■ Material provided
————————
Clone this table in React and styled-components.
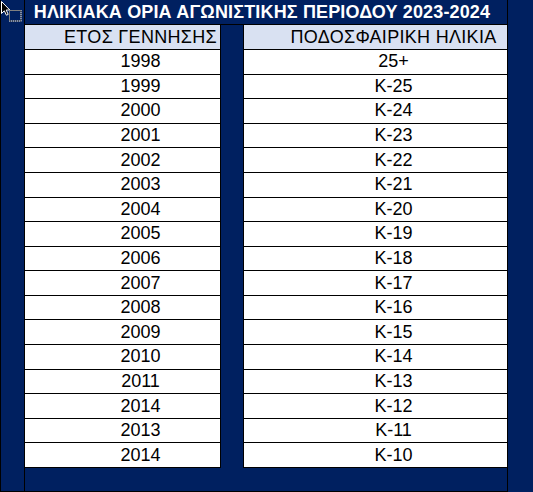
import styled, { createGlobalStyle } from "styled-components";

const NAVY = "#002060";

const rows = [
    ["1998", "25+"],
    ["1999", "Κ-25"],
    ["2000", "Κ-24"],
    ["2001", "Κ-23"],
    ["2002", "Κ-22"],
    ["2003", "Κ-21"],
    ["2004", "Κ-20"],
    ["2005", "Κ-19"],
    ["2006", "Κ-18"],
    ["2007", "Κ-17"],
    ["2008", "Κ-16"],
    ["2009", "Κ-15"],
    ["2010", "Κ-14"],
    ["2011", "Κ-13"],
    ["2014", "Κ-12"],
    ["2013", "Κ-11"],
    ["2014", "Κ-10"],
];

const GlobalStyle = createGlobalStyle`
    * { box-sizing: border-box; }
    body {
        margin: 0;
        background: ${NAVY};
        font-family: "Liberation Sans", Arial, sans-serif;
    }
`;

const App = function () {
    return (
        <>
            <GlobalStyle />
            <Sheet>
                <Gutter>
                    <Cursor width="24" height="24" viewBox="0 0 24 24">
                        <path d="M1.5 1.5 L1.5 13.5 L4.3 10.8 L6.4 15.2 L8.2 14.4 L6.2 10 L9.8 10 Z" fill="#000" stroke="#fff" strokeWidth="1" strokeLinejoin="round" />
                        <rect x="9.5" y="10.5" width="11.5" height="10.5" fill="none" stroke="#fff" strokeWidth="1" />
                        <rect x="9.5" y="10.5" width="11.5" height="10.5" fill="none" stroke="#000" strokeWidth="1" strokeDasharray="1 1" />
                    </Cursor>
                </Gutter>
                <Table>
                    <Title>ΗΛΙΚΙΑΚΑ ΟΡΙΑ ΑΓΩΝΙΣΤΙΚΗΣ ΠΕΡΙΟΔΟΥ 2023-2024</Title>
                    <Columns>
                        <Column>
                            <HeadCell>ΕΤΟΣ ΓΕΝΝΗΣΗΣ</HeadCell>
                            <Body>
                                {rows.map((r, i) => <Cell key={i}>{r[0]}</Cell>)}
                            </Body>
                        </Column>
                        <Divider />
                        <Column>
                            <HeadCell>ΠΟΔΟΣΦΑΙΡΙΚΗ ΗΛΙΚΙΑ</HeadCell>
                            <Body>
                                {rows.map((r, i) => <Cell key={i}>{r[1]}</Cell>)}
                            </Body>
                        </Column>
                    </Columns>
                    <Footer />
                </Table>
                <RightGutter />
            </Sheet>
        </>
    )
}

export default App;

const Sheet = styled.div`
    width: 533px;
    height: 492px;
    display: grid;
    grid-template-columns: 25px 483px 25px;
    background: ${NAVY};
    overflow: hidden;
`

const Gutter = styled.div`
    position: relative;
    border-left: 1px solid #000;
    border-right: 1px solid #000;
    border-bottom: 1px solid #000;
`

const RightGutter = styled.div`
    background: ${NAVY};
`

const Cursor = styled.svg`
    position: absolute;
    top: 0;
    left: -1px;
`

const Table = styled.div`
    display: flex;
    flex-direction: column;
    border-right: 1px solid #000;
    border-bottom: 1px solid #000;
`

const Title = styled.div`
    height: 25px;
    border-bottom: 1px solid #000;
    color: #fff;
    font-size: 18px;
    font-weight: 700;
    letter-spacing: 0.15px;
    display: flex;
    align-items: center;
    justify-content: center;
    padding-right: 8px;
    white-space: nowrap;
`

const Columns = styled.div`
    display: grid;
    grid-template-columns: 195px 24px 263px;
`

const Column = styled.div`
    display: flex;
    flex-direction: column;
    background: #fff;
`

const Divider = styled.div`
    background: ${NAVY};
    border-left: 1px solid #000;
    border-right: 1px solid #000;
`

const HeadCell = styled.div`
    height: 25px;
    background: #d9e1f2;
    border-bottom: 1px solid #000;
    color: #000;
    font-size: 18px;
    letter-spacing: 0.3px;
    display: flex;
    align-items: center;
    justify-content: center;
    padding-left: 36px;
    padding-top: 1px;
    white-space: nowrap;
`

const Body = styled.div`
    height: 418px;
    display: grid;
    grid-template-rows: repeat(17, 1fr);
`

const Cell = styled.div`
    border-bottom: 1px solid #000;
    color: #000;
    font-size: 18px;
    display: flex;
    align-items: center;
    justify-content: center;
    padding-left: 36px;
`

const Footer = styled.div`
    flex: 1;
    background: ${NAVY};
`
————————
■ Your instructions
Identify each line of the material where the word "components" shows up, and copy it.

■ Task result
Clone this table in React and styled-components.
import styled, { createGlobalStyle } from "styled-components";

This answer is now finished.